** START Information given **

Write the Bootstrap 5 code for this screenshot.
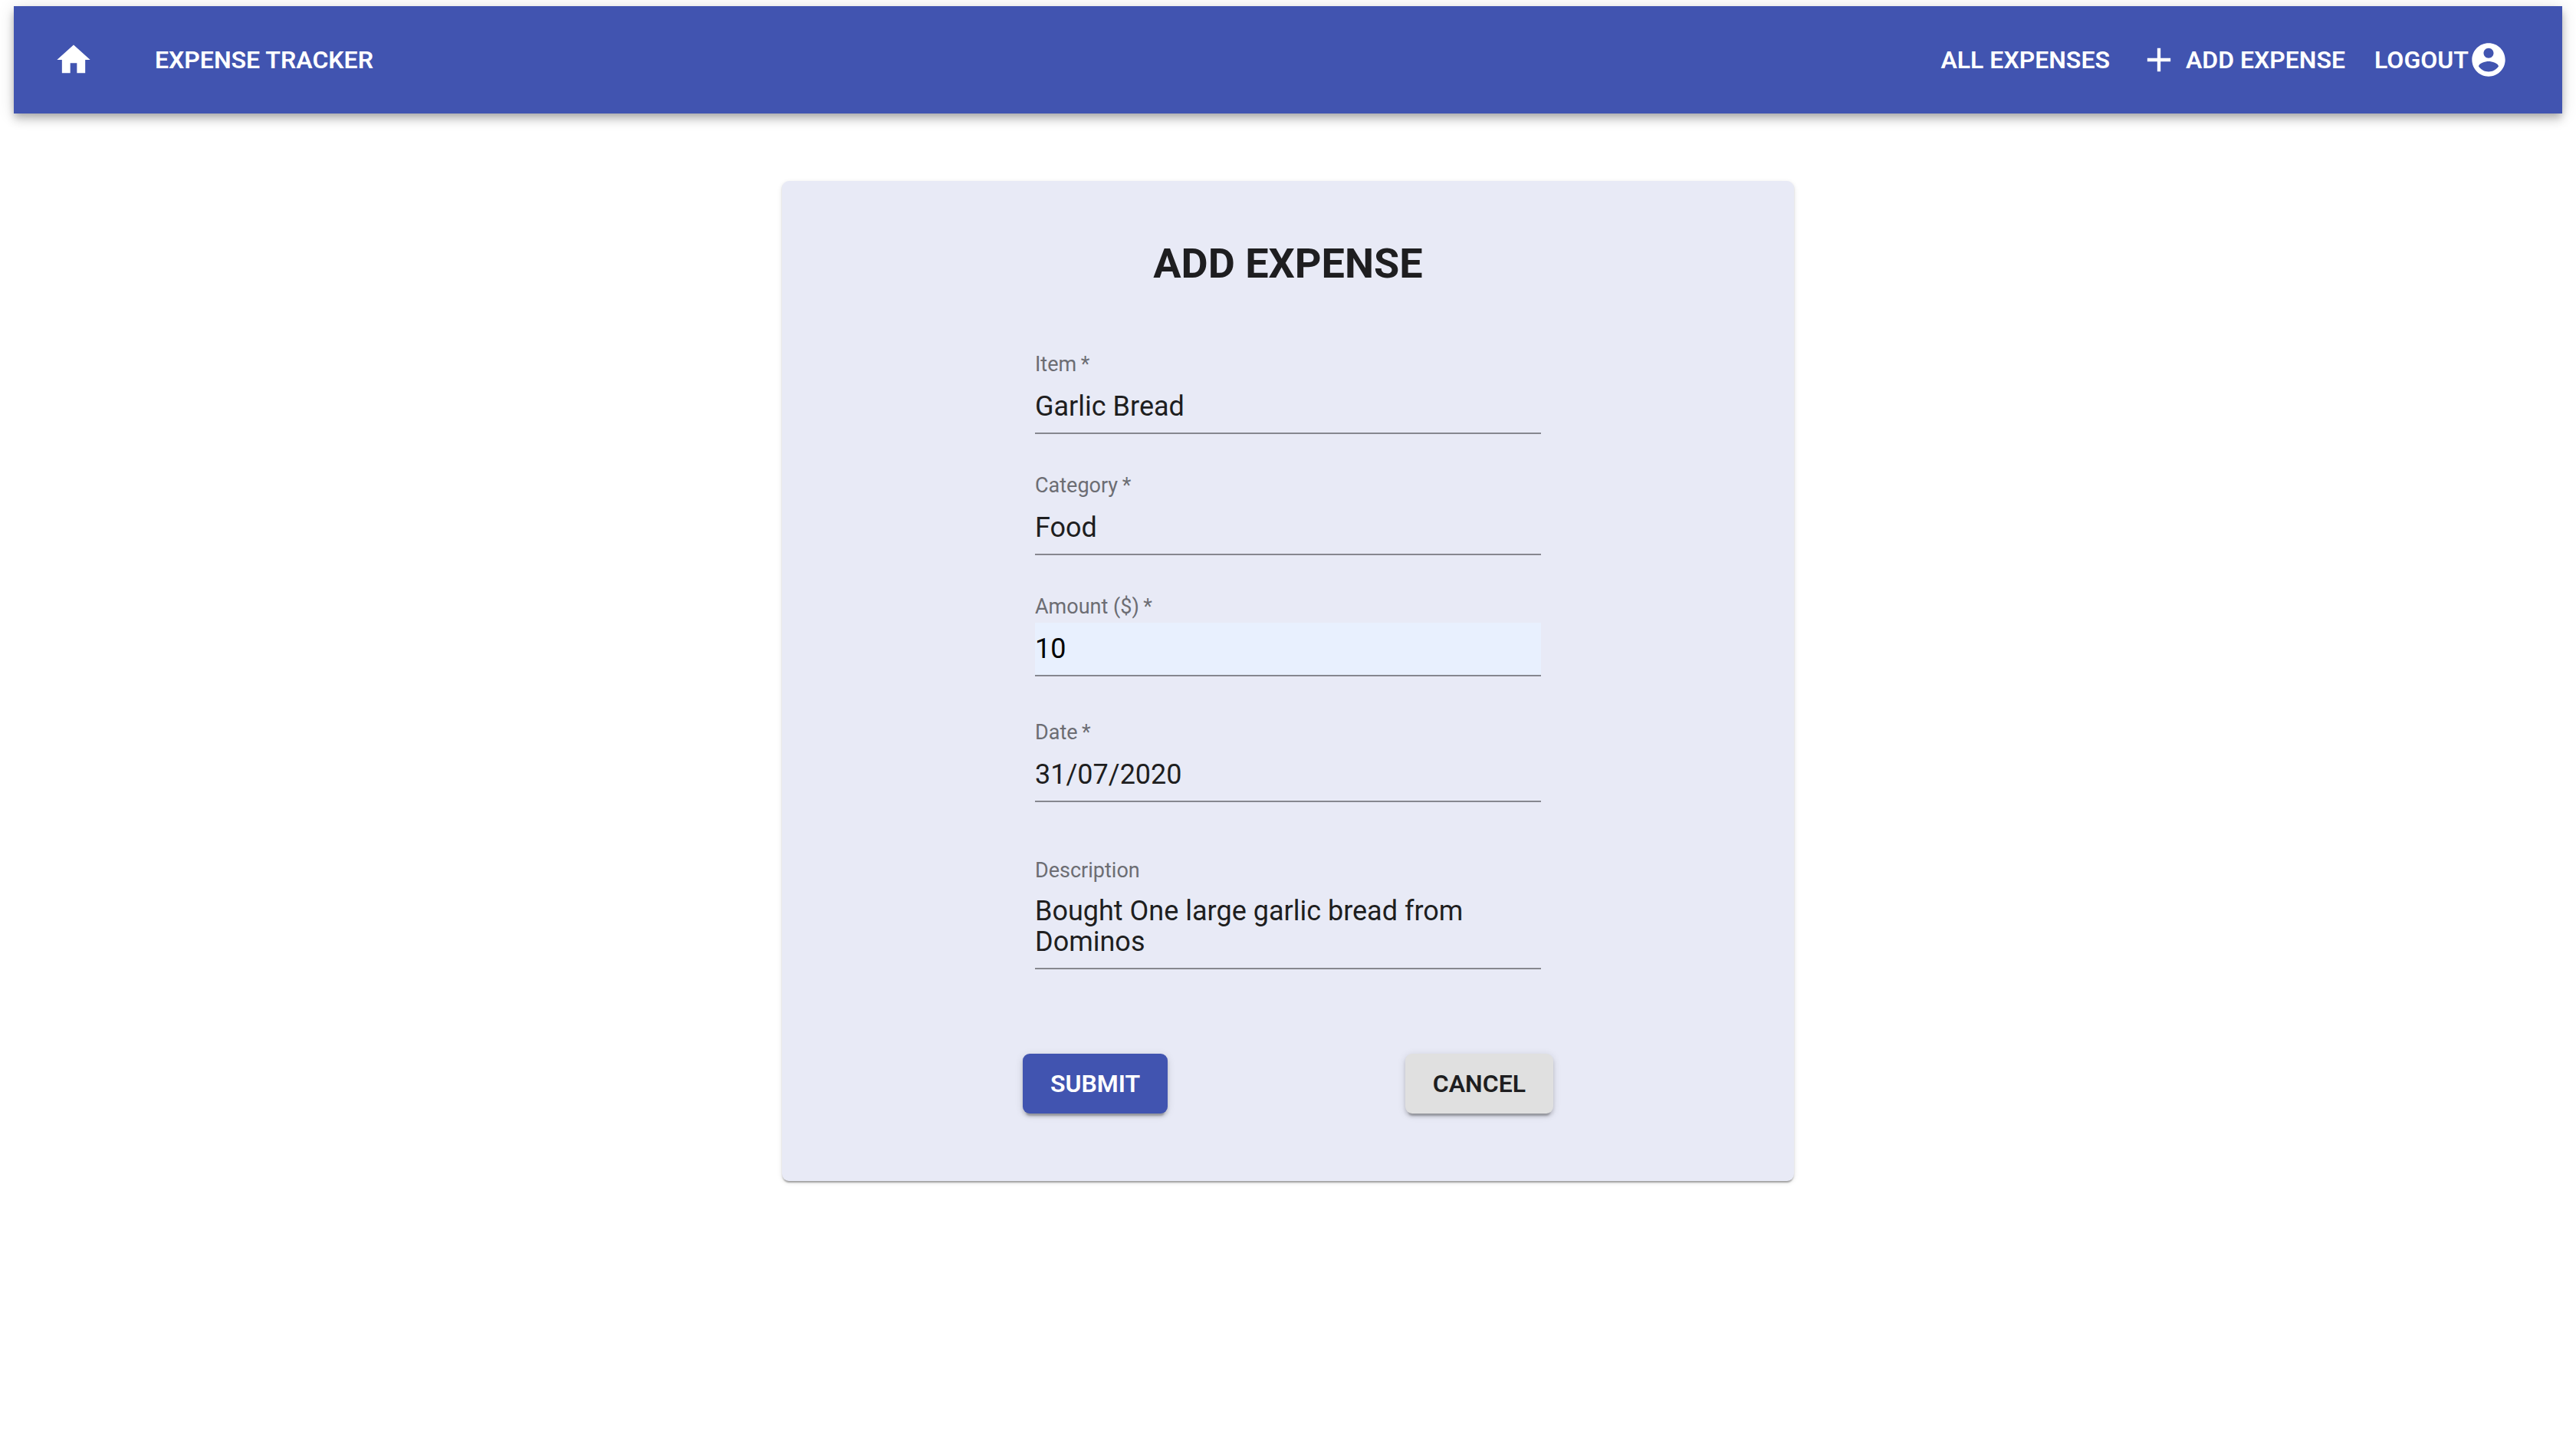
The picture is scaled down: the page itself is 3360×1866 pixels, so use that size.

** END Information given **
** START Information given **

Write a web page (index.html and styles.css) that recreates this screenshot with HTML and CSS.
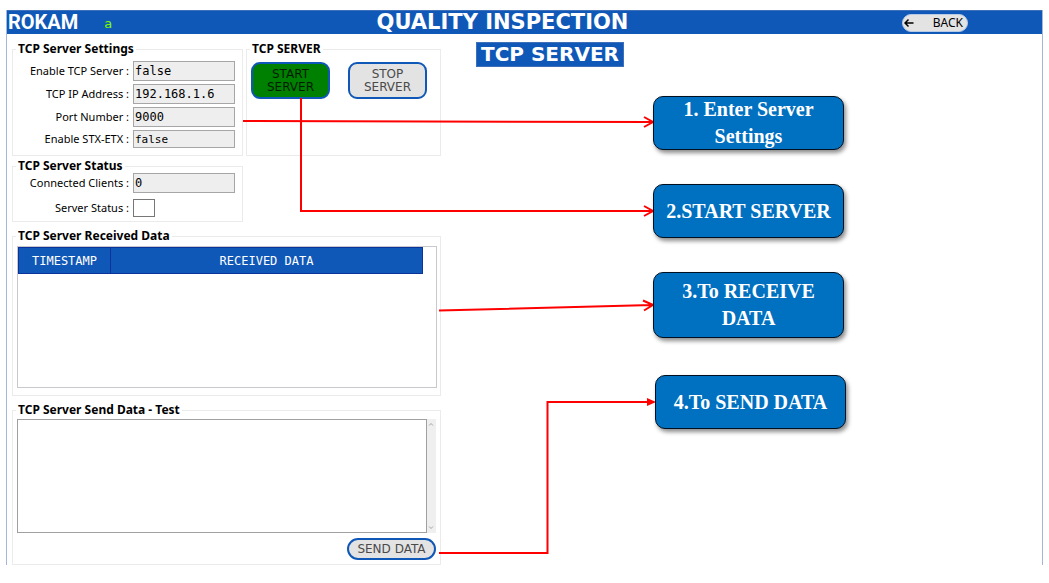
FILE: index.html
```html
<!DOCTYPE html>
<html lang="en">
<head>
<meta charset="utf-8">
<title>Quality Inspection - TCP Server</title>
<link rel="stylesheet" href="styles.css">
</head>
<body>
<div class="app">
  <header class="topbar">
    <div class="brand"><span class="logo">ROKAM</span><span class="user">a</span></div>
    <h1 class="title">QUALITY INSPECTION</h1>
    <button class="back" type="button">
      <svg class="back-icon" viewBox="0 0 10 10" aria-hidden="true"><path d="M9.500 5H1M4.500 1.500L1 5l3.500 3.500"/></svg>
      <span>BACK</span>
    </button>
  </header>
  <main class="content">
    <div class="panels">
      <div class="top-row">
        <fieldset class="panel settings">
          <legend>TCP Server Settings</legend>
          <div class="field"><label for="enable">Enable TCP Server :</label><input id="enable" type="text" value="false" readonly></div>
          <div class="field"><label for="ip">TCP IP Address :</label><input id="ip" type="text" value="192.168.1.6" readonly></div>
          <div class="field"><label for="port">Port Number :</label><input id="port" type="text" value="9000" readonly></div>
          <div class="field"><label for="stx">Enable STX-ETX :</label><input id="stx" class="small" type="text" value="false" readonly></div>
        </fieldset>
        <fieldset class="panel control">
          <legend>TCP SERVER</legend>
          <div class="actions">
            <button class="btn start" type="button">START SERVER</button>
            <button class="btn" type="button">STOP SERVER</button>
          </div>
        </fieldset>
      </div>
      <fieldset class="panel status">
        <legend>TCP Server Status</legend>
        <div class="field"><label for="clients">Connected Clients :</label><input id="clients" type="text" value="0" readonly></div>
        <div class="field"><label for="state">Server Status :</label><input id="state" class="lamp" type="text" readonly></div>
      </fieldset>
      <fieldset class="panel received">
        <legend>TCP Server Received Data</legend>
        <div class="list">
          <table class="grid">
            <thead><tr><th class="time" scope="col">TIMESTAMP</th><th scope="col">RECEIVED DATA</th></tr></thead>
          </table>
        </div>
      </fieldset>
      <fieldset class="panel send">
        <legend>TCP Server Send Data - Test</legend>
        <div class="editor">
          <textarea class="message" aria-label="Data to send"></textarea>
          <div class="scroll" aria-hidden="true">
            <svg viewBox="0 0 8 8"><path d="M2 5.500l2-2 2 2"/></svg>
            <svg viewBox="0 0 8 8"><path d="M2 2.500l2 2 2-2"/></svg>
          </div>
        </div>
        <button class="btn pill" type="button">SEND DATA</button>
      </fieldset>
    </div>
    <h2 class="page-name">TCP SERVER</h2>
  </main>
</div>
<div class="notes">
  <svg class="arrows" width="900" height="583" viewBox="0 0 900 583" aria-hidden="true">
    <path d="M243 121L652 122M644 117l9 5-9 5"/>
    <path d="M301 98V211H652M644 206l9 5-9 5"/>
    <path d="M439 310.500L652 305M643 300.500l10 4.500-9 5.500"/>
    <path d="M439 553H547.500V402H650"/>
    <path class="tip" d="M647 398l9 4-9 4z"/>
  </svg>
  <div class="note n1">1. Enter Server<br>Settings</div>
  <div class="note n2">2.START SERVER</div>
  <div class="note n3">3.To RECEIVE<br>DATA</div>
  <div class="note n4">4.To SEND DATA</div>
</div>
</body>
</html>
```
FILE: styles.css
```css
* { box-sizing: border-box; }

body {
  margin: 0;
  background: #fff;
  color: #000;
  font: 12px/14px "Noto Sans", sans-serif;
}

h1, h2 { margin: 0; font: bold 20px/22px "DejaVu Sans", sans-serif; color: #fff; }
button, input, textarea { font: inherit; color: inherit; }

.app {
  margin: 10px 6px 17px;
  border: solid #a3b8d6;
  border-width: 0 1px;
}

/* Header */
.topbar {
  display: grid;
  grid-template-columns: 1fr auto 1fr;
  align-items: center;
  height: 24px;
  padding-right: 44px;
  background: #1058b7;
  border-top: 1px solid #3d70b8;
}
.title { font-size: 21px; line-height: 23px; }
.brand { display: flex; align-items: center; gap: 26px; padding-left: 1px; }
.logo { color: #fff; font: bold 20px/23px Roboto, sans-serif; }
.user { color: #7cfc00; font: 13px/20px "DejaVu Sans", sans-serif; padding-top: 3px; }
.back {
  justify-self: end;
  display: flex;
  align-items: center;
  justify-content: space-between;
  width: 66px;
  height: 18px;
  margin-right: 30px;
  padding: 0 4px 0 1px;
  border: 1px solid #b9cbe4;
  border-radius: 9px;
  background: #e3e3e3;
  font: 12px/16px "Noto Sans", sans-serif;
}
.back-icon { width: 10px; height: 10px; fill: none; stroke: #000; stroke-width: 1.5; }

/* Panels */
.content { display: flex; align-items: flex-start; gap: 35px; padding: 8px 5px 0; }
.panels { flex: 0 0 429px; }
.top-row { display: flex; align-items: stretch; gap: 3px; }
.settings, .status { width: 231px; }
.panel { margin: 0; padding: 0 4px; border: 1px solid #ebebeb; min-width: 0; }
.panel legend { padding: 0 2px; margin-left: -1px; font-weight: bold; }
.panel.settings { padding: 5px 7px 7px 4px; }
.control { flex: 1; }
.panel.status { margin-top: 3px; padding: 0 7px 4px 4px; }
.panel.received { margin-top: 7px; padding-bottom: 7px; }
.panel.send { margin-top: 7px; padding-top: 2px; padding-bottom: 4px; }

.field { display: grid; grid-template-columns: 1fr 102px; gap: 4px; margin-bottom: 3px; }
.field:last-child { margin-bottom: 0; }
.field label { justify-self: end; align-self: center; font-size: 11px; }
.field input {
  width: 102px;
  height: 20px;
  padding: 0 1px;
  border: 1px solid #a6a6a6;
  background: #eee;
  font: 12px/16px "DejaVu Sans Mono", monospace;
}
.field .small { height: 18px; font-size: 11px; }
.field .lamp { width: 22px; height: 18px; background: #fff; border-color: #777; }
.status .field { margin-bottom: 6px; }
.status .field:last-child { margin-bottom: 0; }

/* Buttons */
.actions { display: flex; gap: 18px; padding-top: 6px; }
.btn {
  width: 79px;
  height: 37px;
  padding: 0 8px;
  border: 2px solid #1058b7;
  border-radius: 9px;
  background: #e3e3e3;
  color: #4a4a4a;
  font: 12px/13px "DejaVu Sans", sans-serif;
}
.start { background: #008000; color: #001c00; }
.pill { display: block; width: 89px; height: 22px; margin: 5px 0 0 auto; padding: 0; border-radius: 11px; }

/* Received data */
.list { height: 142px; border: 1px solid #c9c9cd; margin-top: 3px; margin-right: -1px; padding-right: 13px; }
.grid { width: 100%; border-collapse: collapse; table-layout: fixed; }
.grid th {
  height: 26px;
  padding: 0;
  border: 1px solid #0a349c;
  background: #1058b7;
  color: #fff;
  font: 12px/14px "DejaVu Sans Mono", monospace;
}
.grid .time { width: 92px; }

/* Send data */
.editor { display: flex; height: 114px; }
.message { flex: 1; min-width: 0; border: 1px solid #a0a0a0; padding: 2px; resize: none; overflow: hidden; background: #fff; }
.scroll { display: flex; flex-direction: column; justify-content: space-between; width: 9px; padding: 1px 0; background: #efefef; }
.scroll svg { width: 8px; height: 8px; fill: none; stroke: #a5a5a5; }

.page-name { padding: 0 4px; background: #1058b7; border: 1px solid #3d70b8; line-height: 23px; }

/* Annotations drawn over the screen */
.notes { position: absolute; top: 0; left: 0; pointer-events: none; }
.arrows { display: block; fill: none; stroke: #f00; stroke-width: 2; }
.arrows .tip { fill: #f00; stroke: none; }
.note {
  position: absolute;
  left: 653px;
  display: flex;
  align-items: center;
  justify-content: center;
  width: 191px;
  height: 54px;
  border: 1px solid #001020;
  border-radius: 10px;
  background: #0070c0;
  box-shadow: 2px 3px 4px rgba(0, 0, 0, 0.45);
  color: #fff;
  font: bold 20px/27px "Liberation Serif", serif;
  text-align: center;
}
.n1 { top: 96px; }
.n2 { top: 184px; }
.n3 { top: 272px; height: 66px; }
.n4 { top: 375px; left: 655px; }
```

** END Information given **

_To do_
Could you quote, word for word, only the lines from the one containing "Write the Bootstrap" through the one containing "The picture is", both included, and leave out any pictures?

_Written response_
Write the Bootstrap 5 code for this screenshot.
The picture is scaled down: the page itself is 3360×1866 pixels, so use that size.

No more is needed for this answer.